Monday, April 13, 2009

Fully Human

This is a phrase that Jacob Bronowski used often in his writing on science and the arts. It always intrigued me because "human" as a species designation didn't probe or expand that word deeply enough for me. When we ask what the fullness of the human condition might be, it's hard to know whether this is a consequence of the brain, of our curiosity and striving, of our longing for transcendance, of our capacity for hope or out capacity for self-delusion.

Maybe this has always been a difficult problem to solve, but it is certainly that kind of problem in the contemporary world. Who helps lead us to an answer or even to the need to ask the question? I believe the schools have failed us, especially the university-factories. Religion has failed us, cowering in their "one-trueness" instead of living out their common core messages. Our leaders have failed us with little courage and imagination.

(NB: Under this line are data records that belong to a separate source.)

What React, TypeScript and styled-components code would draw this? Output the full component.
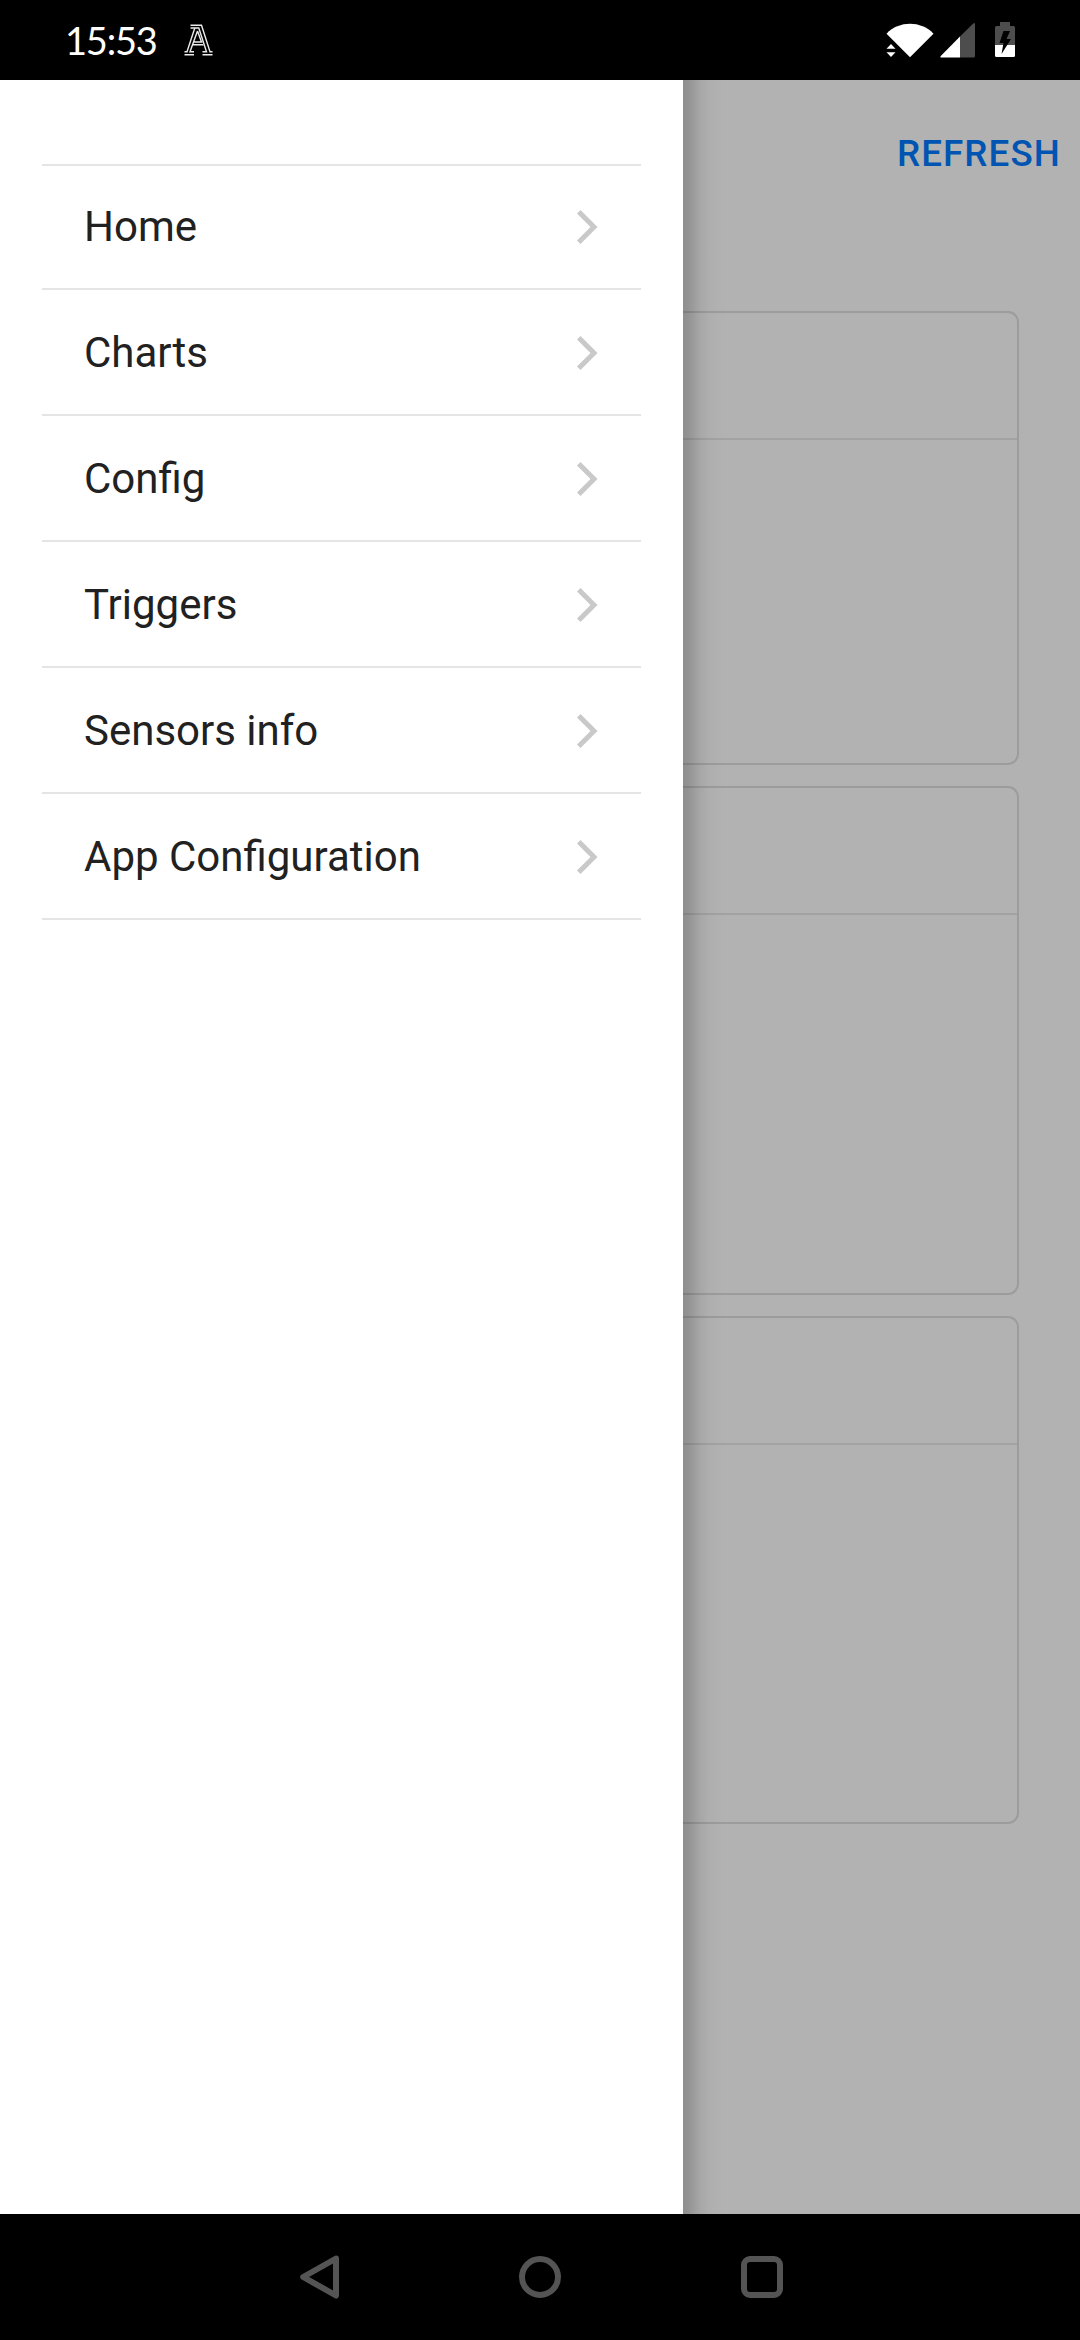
import React from "react";
import styled, { createGlobalStyle } from "styled-components";

const GlobalStyle = createGlobalStyle`
  *, *::before, *::after { box-sizing: border-box; }
  body { margin: 0; background: #000; font-family: Roboto, "Noto Sans", sans-serif; }
`;

const Screen = styled.div`
  display: flex;
  flex-direction: column;
  width: 1080px;
  height: 2340px;
  overflow: hidden;
`;

const StatusBar = styled.header`
  display: flex;
  align-items: center;
  justify-content: space-between;
  flex: 0 0 80px;
  padding: 0 65px 0 65px;
  background: #000;
`;

const StatusGroup = styled.div`
  display: flex;
  align-items: center;
`;

const Clock = styled.span`
  width: 119px;
  font: 400 38px/80px Lato, sans-serif;
  letter-spacing: -1.2px;
  color: #fff;
`;

const Glyph = styled.svg`
  display: block;
  flex: none;
`;

const Stage = styled.main`
  position: relative;
  flex: 1;
  display: flex;
  background: #b2b2b2;
`;

const Page = styled.section`
  flex: 1;
  display: flex;
  flex-direction: column;
`;

const Toolbar = styled.div`
  display: flex;
  justify-content: flex-end;
  align-items: center;
  height: 147px;
  padding-right: 19px;
`;

const RefreshButton = styled.button`
  border: 0;
  padding: 0;
  background: none;
  font: 500 36.75px/48px Roboto, sans-serif;
  letter-spacing: 1.1px;
  color: #0055b2;
`;

const CardList = styled.div`
  display: flex;
  flex-direction: column;
  gap: 21px;
  padding: 84px 61px 0;
`;

const Card = styled.article<{ $height: number }>`
  height: ${(p) => p.$height}px;
  border: 2px solid #9c9c9c;
  border-radius: 11px;
`;

const CardHeader = styled.div`
  height: 127px;
  border-bottom: 2px solid #a2a2a2;
`;

const Drawer = styled.aside`
  position: absolute;
  inset: 0 auto 0 0;
  width: 683px;
  padding: 84px 42px 0;
  background: #fff;

  &::after {
    content: "";
    position: absolute;
    top: 0;
    bottom: 0;
    left: 100%;
    width: 42px;
    background: linear-gradient(
      to right,
      rgba(0, 0, 0, 0.2) 0%,
      rgba(0, 0, 0, 0.175) 12%,
      rgba(0, 0, 0, 0.065) 40%,
      rgba(0, 0, 0, 0.02) 62%,
      rgba(0, 0, 0, 0) 100%
    );
  }
`;

const Menu = styled.nav`
  display: flex;
  flex-direction: column;
`;

const MenuItem = styled.a`
  display: flex;
  align-items: center;
  justify-content: space-between;
  height: 126px;
  padding: 0 43px 0 42px;
  border-top: 2px solid transparent;
  border-bottom: 2px solid #e5e5e5;
  font-size: 42px;
  line-height: 60px;
  color: #212121;

  &:first-child {
    border-top-color: #e5e5e5;
  }
`;

const NavBar = styled.footer`
  display: flex;
  align-items: center;
  justify-content: center;
  gap: 177px;
  flex: 0 0 126px;
  background: #000;
`;

const menuItems = ["Home", "Charts", "Config", "Triggers", "Sensors info", "App Configuration"];
const cardHeights = [454, 509, 508];

const AppLogo = () => (
  <Glyph width="30" height="34" viewBox="0 0 30 34" fill="none" stroke="#ececec" strokeWidth="1.4">
    <path d="M6.500 2.200H17.500L26 28.700H28.500M6.500 5H14.800L22.500 28.700H18.500" />
    <path d="M10.800 5L3 28.700H.5M13.500 8L6 28.700H10M13.500 8L17.500 19M9.500 19H18.500M9 21.700H19.500" />
    <path d="M.5 31.700H10M18.500 31.700H28.500" />
  </Glyph>
);

const Wifi = () => (
  <Glyph width="54" height="36" viewBox="0 0 54 36">
    <path d="M5.500 11.700C18 -1.500 40 -1.500 52.500 11.700L29 35.300Z" fill="#fff" />
    <path d="M5.500 26.800L10 22L14.500 26.800ZM5.500 30.200H14.500L10 35Z" fill="#fff" />
  </Glyph>
);

const Signal = () => (
  <Glyph width="36" height="36" viewBox="0 0 36 36">
    <path d="M33 1.700Q35 0 35 2.500V34Q35 35.500 33.500 35.500H20V14.500Z" fill="#4d4d4d" />
    <path d="M20 14.500V35.500H1.500Q-.5 35.500 1 33.700Z" fill="#fff" />
  </Glyph>
);

const Battery = () => (
  <Glyph width="20" height="36" viewBox="0 0 20 36">
    <path d="M5 0H15V4H18.500Q20 4 20 5.500V23H0V5.500Q0 4 1.500 4H5Z" fill="#4d4d4d" />
    <path d="M0 23H20V33.500Q20 35 18.500 35H1.500Q0 35 0 33.500Z" fill="#fff" />
    <path d="M8.500 9H15L11.500 17H16L6.500 32L8.500 21H4.500Z" fill="#000" />
  </Glyph>
);

const Chevron = () => (
  <Glyph width="21" height="34" viewBox="0 0 21 34">
    <path d="M3.500 0L20.500 17L3.500 34L0 30.500L13.500 17L0 3.500Z" fill="#c9c9c9" />
  </Glyph>
);

const Back = () => (
  <Glyph width="44" height="44" viewBox="0 0 44 44" fill="none" stroke="#545454" strokeWidth="6" strokeLinejoin="round">
    <path d="M39 3.500L6.200 22L39 40.500Z" />
  </Glyph>
);

const HomeCircle = () => (
  <Glyph width="44" height="44" viewBox="0 0 44 44" fill="none" stroke="#545454" strokeWidth="6">
    <circle cx="22" cy="22" r="18" />
  </Glyph>
);

const Overview = () => (
  <Glyph width="44" height="44" viewBox="0 0 44 44" fill="none" stroke="#545454" strokeWidth="6">
    <rect x="5" y="4" width="36" height="36" rx="6" />
  </Glyph>
);

const StatusIcons = styled(StatusGroup)`
  display: grid;
  grid-template-columns: 59px 55px 20px;
`;

export default function App() {
  return (
    <Screen>
      <GlobalStyle />
      <StatusBar>
        <StatusGroup>
          <Clock>15:53</Clock>
          <AppLogo />
        </StatusGroup>
        <StatusIcons>
          <Wifi />
          <Signal />
          <Battery />
        </StatusIcons>
      </StatusBar>
      <Stage>
        <Page>
          <Toolbar>
            <RefreshButton>REFRESH</RefreshButton>
          </Toolbar>
          <CardList>
            {cardHeights.map((height, index) => (
              <Card key={index} $height={height}>
                <CardHeader />
              </Card>
            ))}
          </CardList>
        </Page>
        <Drawer>
          <Menu>
            {menuItems.map((label) => (
              <MenuItem key={label}>
                <span>{label}</span>
                <Chevron />
              </MenuItem>
            ))}
          </Menu>
        </Drawer>
      </Stage>
      <NavBar>
        <Back />
        <HomeCircle />
        <Overview />
      </NavBar>
    </Screen>
  );
}
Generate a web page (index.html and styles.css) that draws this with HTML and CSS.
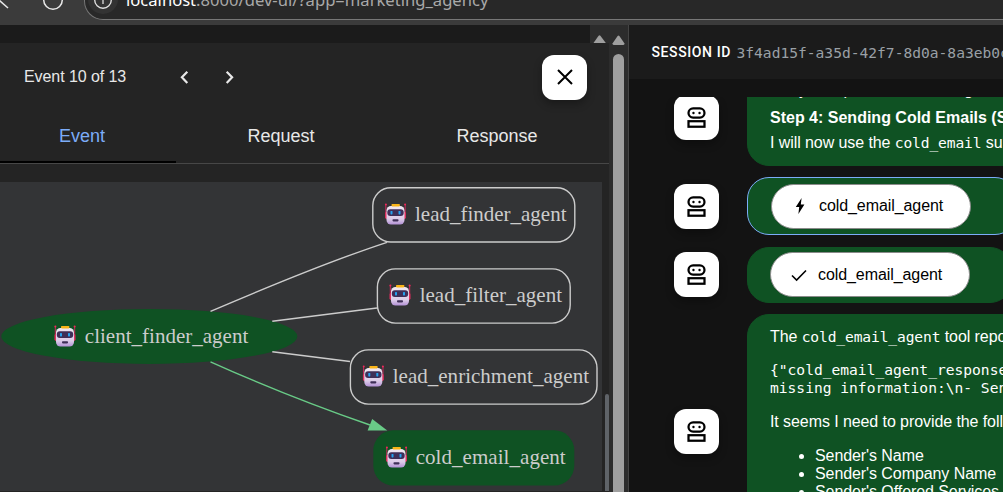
FILE: index.html
```html
<!DOCTYPE html>
<html lang="en">
<head>
  <meta charset="UTF-8">
  <title>Agent Development Kit Dev UI</title>
  <link rel="stylesheet" href="styles.css">
</head>
<body>

  <!-- shared icons -->
  <svg class="defs" width="0" height="0">
    <symbol id="bot" viewBox="0 0 24 24">
      <rect x="4.9" y="3.9" width="14.2" height="8.2" rx="4.1" fill="none" stroke="#000" stroke-width="2"/>
      <circle cx="9.3" cy="8" r="1.05"/>
      <circle cx="14.7" cy="8" r="1.05"/>
      <rect x="4.9" y="15.3" width="14.2" height="4.9" fill="none" stroke="#000" stroke-width="2"/>
    </symbol>
    <symbol id="robot" viewBox="0 0 22 22">
      <path d="M1.3 1v14M20.7 1v14" stroke="#c9285c" stroke-width="1"/>
      <circle cx="1.4" cy="1.6" r="1" fill="#f0285a"/>
      <circle cx="20.6" cy="1.6" r="1" fill="#f0285a"/>
      <rect x=".6" y="9" width="3" height="7" rx="1.4" fill="#e0305f"/>
      <rect x="18.4" y="9" width="3" height="7" rx="1.4" fill="#e0305f"/>
      <rect x="2" y="3" width="18" height="18.5" rx="4.5" fill="url(#face)"/>
      <rect x="7" y="1" width="8.4" height="2.4" rx=".8" fill="#f9b418"/>
      <rect x="2.8" y="6.3" width="16.4" height="6.6" rx="3" fill="#3f2f58"/>
      <rect x="6" y="8" width="2" height="3.4" rx=".6" fill="#25a2f0"/>
      <rect x="14" y="8" width="2" height="3.4" rx=".6" fill="#25a2f0"/>
      <rect x="8" y="16.2" width="6" height="2.2" rx=".8" fill="#3f2f58"/>
    </symbol>
    <linearGradient id="face" x1="0" y1="0" x2="0" y2="1">
      <stop offset="0" stop-color="#f1e8f2"/>
      <stop offset=".7" stop-color="#dccbe8"/>
      <stop offset="1" stop-color="#b391d6"/>
    </linearGradient>
  </svg>

  <header class="browser-bar">
    <svg class="nav-icons" width="84" height="25" fill="none" stroke="#e8e8e8" stroke-width="1.5">
      <path d="M-1 0L8 8"/>
      <circle cx="53" cy="0" r="9.3"/>
    </svg>
    <div class="url-bar">
      <svg class="info" width="36" height="19">
        <circle cx="18" cy="-1" r="15" fill="#333"/>
        <circle cx="18" cy="0" r="8.3" fill="none" stroke="#ddd" stroke-width="1.4"/>
        <path d="M18 -1V4" stroke="#ddd" stroke-width="1.3"/>
      </svg>
      <span class="url"><b>localhost</b>:8000/dev-ui/?app=marketing_agency</span>
    </div>
  </header>

  <main class="app">
    <section class="side">
      <div class="side-top">
        <div class="scroll-up"><svg width="19" height="18"><path d="M3.5 18L8.6 10.8Q9.5 9.8 10.4 10.8L15.8 18z" fill="#9f9f9f"/></svg></div>
      </div>

      <div class="event-nav">
        <span class="event-count">Event 10 of 13</span>
        <svg class="chevron" width="10" height="14" viewBox="0 0 10 14"><path d="M8.3 1.7L2.9 7.3L8.3 13"/></svg>
        <svg class="chevron" width="10" height="14" viewBox="0 0 10 14"><path d="M2.7 1.7L8.1 7.3L2.7 13"/></svg>
        <button class="close"><svg width="16" height="16" viewBox="0 0 16 16"><path d="M1 1L15 15M15 1L1 15" stroke="#000" stroke-width="2"/></svg></button>
      </div>

      <nav class="tabs">
        <a class="tab active">Event</a>
        <a class="tab">Request</a>
        <a class="tab">Response</a>
      </nav>

      <div class="graph">
        <svg width="602" height="309" viewBox="0 182 602 309">
          <ellipse class="filled" cx="149.3" cy="336.4" rx="148" ry="27.5"/>
          <g class="edges">
            <path d="M210.5 311.4C265 288 330 261 387 242.3"/>
            <path d="M272.3 321.2L377 308"/>
            <path d="M272.3 351.8L350 361.5"/>
            <path class="active-edge" d="M210.5 361.8C262 385 315 406 370 425"/>
          </g>
          <path class="arrow" d="M372.2 419L367.6 430.6L387.3 430.6z"/>
          <g class="nodes">
            <rect x="372.8" y="187.8" width="202" height="54.2" rx="18"/>
            <rect x="377.4" y="268.9" width="192.8" height="54.2" rx="18"/>
            <rect x="350.4" y="349.9" width="246.6" height="54.2" rx="18"/>
          </g>
          <rect class="filled" x="373.3" y="430.3" width="201" height="55.3" rx="20"/>

          <use href="#robot" x="54" y="325" width="22" height="22"/>
          <use href="#robot" x="384.5" y="203" width="22" height="22"/>
          <use href="#robot" x="389" y="284" width="22" height="22"/>
          <use href="#robot" x="362.3" y="365" width="22" height="22"/>
          <use href="#robot" x="385.5" y="446" width="22" height="22"/>

          <g class="labels">
            <text x="84.8" y="343" textLength="163.5">client_finder_agent</text>
            <text x="415" y="221.3" textLength="151.5">lead_finder_agent</text>
            <text x="419.7" y="302.3" textLength="142.3">lead_filter_agent</text>
            <text x="392.7" y="383.3" textLength="196.3">lead_enrichment_agent</text>
            <text x="415.7" y="464.3" textLength="150">cold_email_agent</text>
          </g>
        </svg>
        <span class="inner-thumb"></span>
      </div>
    </section>

    <div class="scrollbar">
      <svg width="19" height="28"><path d="M3.5 18.5L8.6 11Q9.5 9.8 10.4 11L15.5 18.5Q15.5 20 14 20H5Q3.5 20 3.5 18.5z" fill="#9f9f9f"/></svg>
      <div class="thumb"></div>
    </div>

    <section class="chat">
      <div class="session">
        <span class="session-label">SESSION ID</span>
        <span class="session-id">3f4ad15f-a35d-42f7-8d0a-8a3eb0c1</span>
      </div>

      <div class="messages">
        <div class="message first">
          <div class="avatar"><svg width="27" height="27"><use href="#bot"/></svg></div>
          <div class="bubble wide intro">
            <p>Okay, this process will change now.</p>
            <p><strong>Step 4: Sending Cold Emails (Sub-agent)</strong></p>
            <p>I will now use the <code>cold_email</code> sub-agent.</p>
          </div>
        </div>

        <div class="message call">
          <div class="avatar"><svg width="27" height="27"><use href="#bot"/></svg></div>
          <div class="bubble selected">
            <div class="pill">
              <svg width="18" height="18" viewBox="0 0 18 18"><path d="M10.6 1L4.8 10H8.2L7.4 17L13.4 7.6H9.8z"/></svg>
              cold_email_agent
            </div>
          </div>
        </div>

        <div class="message result">
          <div class="avatar"><svg width="27" height="27"><use href="#bot"/></svg></div>
          <div class="bubble">
            <div class="pill">
              <svg width="18" height="18" viewBox="0 0 18 18"><path d="M2 9.5L6.6 14L16 4.5" fill="none" stroke="#000" stroke-width="1.6"/></svg>
              cold_email_agent
            </div>
          </div>
        </div>

        <div class="message reply">
          <div class="avatar"><svg width="27" height="27"><use href="#bot"/></svg></div>
          <div class="bubble wide">
            <p>The <code>cold_email_agent</code> tool reported:</p>
            <pre>{"cold_email_agent_response":
missing information:\n- Sender</pre>
            <p>It seems I need to provide the following:</p>
            <ul>
              <li>Sender's Name</li>
              <li>Sender's Company Name</li>
              <li>Sender's Offered Services</li>
            </ul>
          </div>
        </div>
      </div>
    </section>
  </main>

</body>
</html>
```

FILE: styles.css
```css
* {
  box-sizing: border-box;
}

body {
  margin: 0;
  height: 492px;
  display: flex;
  flex-direction: column;
  overflow: hidden;
  background: #131313;
  color: #e8e8e8;
  font-family: "Liberation Sans", Arial, sans-serif;
  font-size: 16px;
}

.defs {
  position: absolute;
}

svg {
  display: block;
  flex: none;
}

/* Browser bar */
.browser-bar {
  display: flex;
  flex: none;
  height: 25px;
  background: #3b3b3b;
}

.url-bar {
  flex: 1;
  display: flex;
  height: 20px;
  margin-right: -20px;
  background: #282828;
  border: 1px solid #777;
  border-top: 0;
  border-bottom-left-radius: 19px;
  overflow: hidden;
}

.url {
  margin: -13px 0 0 5px;
  font-family: "Noto Sans", sans-serif;
  font-size: 16.6px;
  line-height: 26px;
  color: #a9a9a9;
  white-space: nowrap;
}

.url b {
  font-weight: normal;
  color: #fff;
}

.app {
  flex: 1;
  display: flex;
  min-height: 0;
}

/* Event panel */
.side {
  width: 609px;
  flex: none;
  background: #242424;
}

.side-top {
  display: flex;
  justify-content: flex-end;
  height: 18px;
  background: #1b1b1b;
}

.scroll-up {
  background: #2c2c2c;
}

.event-nav {
  display: flex;
  align-items: center;
  height: 68px;
  padding: 0 22px 0 24px;
}

.event-count {
  width: 155px;
  letter-spacing: -0.08px;
}

.chevron {
  margin-right: 35px;
  fill: none;
  stroke: #e8e8e8;
  stroke-width: 2.2;
}

.close {
  display: flex;
  align-items: center;
  justify-content: center;
  width: 45px;
  height: 45px;
  margin-left: auto;
  padding: 0;
  border: 0;
  border-radius: 12px;
  background: #fff;
  box-shadow: 0 4px 8px rgba(0, 0, 0, 0.3);
}

.tabs {
  display: flex;
  height: 53px;
  border-bottom: 1px solid #474747;
}

.tab {
  width: 216px;
  padding-top: 15px;
  font-size: 18px;
  line-height: 21px;
  text-align: center;
}

.tab:first-child {
  width: 176px;
  margin-right: -3px;
  padding-right: 12px;
}

.tab.active {
  color: #7cacf8;
  border-bottom: 2px solid #000;
}

.graph {
  display: flex;
  align-items: flex-end;
  justify-content: space-between;
  margin-top: 18px;
}

.graph > svg {
  background: #333436;
}

.filled {
  fill: #0f5223;
}

.edges path,
.nodes rect {
  fill: none;
  stroke: #ccc;
  stroke-width: 1.4;
}

.edges .active-edge {
  stroke: #69cb87;
}

.arrow {
  fill: #69cb87;
}

.labels {
  font-family: "Liberation Serif", "Times New Roman", serif;
  font-size: 21px;
  fill: #ccc;
}

.inner-thumb {
  width: 4px;
  height: 97px;
  border-radius: 2px 2px 0 0;
  background: #5f6368;
}

.scrollbar {
  width: 20px;
  flex: none;
  background: #2c2c2c;
  border-right: 1px solid #444;
}

.thumb {
  width: 11px;
  height: 460px;
  margin: 1px 0 0 4px;
  border-radius: 6px;
  background: #9f9f9f;
}

/* Chat */
.chat {
  flex: 1;
  min-width: 0;
  overflow: hidden;
}

.session {
  display: flex;
  align-items: center;
  height: 54px;
  padding-left: 22.5px;
  background: #1b1b1b;
  white-space: nowrap;
}

.session-label {
  flex: none;
  width: 85px;
  color: #fff;
  font: 500 14px Roboto, sans-serif;
  letter-spacing: 0.6px;
}

.session-id {
  color: #9aa0a6;
  font-family: "DejaVu Sans Mono", monospace;
  font-size: 14.6px;
}

.messages {
  height: 395px;
  margin-top: 18px;
  overflow: hidden;
}

.message {
  display: flex;
  align-items: center;
  padding-left: 45px;
  margin-bottom: 12px;
}

.message.first {
  height: 97px;
  margin-top: -28px;
  margin-bottom: 11px;
}

.avatar {
  display: flex;
  align-items: center;
  justify-content: center;
  flex: none;
  width: 45px;
  height: 45px;
  margin-right: 28px;
  border-radius: 12px;
  background: #fff;
  box-shadow: 0 4px 8px rgba(0, 0, 0, 0.3);
}

.bubble {
  flex: none;
  width: 265px;
  height: 100%;
  padding: 6px 22px;
  border: 1px solid #0f5223;
  border-radius: 22px;
  background: #0f5223;
  color: #fff;
  letter-spacing: -0.08px;
  white-space: nowrap;
}

.bubble.wide {
  width: 500px;
}

.intro {
  padding-top: 7px;
}

.intro p {
  margin: 0;
  line-height: 25px;
}

.intro p:first-child {
  margin-bottom: 3px;
}

.intro strong {
  letter-spacing: 0;
}

.call {
  height: 58px;
}

.call .bubble {
  width: 270px;
  padding-left: 23px;
}

.bubble.selected {
  border-color: #7cacf8;
}

.result {
  height: 56px;
  margin-bottom: 11px;
}

.result .avatar {
  margin-bottom: 1px;
}

.result .bubble {
  padding-top: 4px;
}

.pill {
  display: flex;
  align-items: center;
  gap: 10px;
  width: 200px;
  height: 45px;
  padding-left: 19px;
  border: 1px solid #8a8a8a;
  border-radius: 23px;
  background: #fff;
  color: #000;
}

.call .pill {
  padding-bottom: 2px;
}

.reply {
  height: 235px;
}

.reply .bubble {
  padding-top: 13px;
}

.reply p {
  margin: 0 0 15px;
  line-height: 18px;
}

.reply pre {
  margin: 0 0 16px;
  line-height: 18px;
}

code,
pre {
  font-family: "DejaVu Sans Mono", monospace;
  font-size: 14.6px;
  letter-spacing: 0;
}

code {
  line-height: 1;
  letter-spacing: -0.12px;
}

.reply ul {
  margin: 16px 0 0;
  padding-left: 45px;
  line-height: 18px;
}
```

Have we failed ourselves as well? No one escapes the events of life that inevitably can discourage, poison, darken and even destroy us. But these are precisely the events that require the courage and faith that take us beyond ourselves. And that to me is where the fullness of being human lies. Truly, we are only "fully human" to the degree that all of us are.

Wednesday, April 8, 2009

Black Hole

Each of us is a black hole. If we stay comfortably outside of our own event horizons, we know the rules and negotiate the universe, even with its strangeness and eccentricities. But if we have the courage to approach that event horizon, we are pulled deep within ourselves, taken apart, reconfigured, and thrust into a new world as new selves with new mysteries to share.

Monday, April 6, 2009

Freedom

Freedom means the freedom to do or think what we want without limits or responsibilities. At least that's what many think and act on. But that to me is the emptiest and shallowest freedom. It a freedom that teaches us nothing and contributes nothing. It's a narcissistic freedom, a dead end. Freedom can only be understood in the contexts of the limits imposed on it, the limits it imposes on itself, the consequences it accepts when it acts with integrity. Mature freedom is not adolescent freedom. Freedom doesn't separate and glorify the individual; rather true freedom frees the self from the burden of self and allows unfettered connection to the larger community and the larger end.